This week, I created an app on XCode that can perform the following functions: allow users to upload a PDF file, send this PDF to a Flask server, receive the extracted text from the server, and speak this text out loud. I also built the associated Flask server in Python. On the server, there is some python code to extract only the information on a single slide — only one slide needs to be spoken aloud at a time. For the final app, the actual screen description won’t be printed (this is just for testing).

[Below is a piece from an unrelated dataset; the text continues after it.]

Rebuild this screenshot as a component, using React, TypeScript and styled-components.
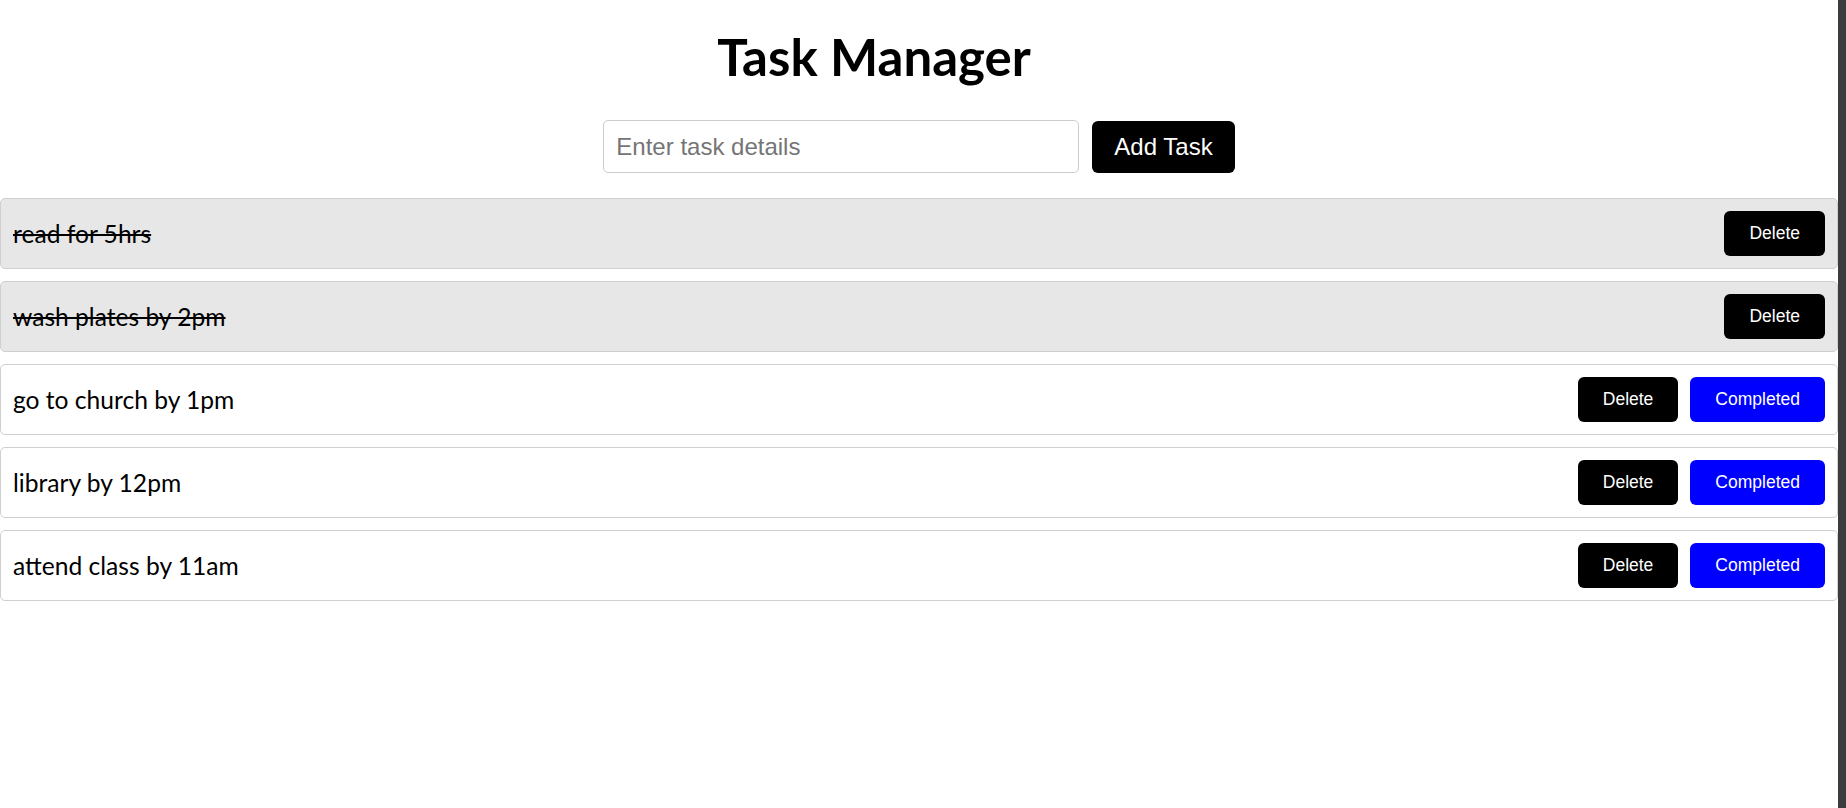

Here are images of the working code on an iPhone 14 Pro simulator:
One issue I ran into was not being able to test out the haptics and accessibility measures I implemented, as well as the text to speech. This cannot be tested on a simulator, and to feel the physical vibrations from the haptics, I needed to test it on my personal phone. However, I need an Apple Developer account in order to test anything on my personal phone (rather than a built-in simulator). So, I emailed professors and faculty who know about iOS development (like Prof. Larry Heimann who teaches an iOS dev course at CMU), and am waiting on a response from them. However, for the most part, the application seems to be finished and working for the time being. The major additions I will have to make is implementing logic on the python code running on the Flask server, but this will be done after the ML model is completed.
I am still ahead of schedule, but I expected to get some work done with respect to gathering training data for the ML model. However, I was unable to do that since the bugs I had in my Swift code took a long time to debug.
Next week, I will primarily focus on gathering a large portion of the data we need to train the slide and graph recognition models, as well as spend a lot of time working on my design presentation.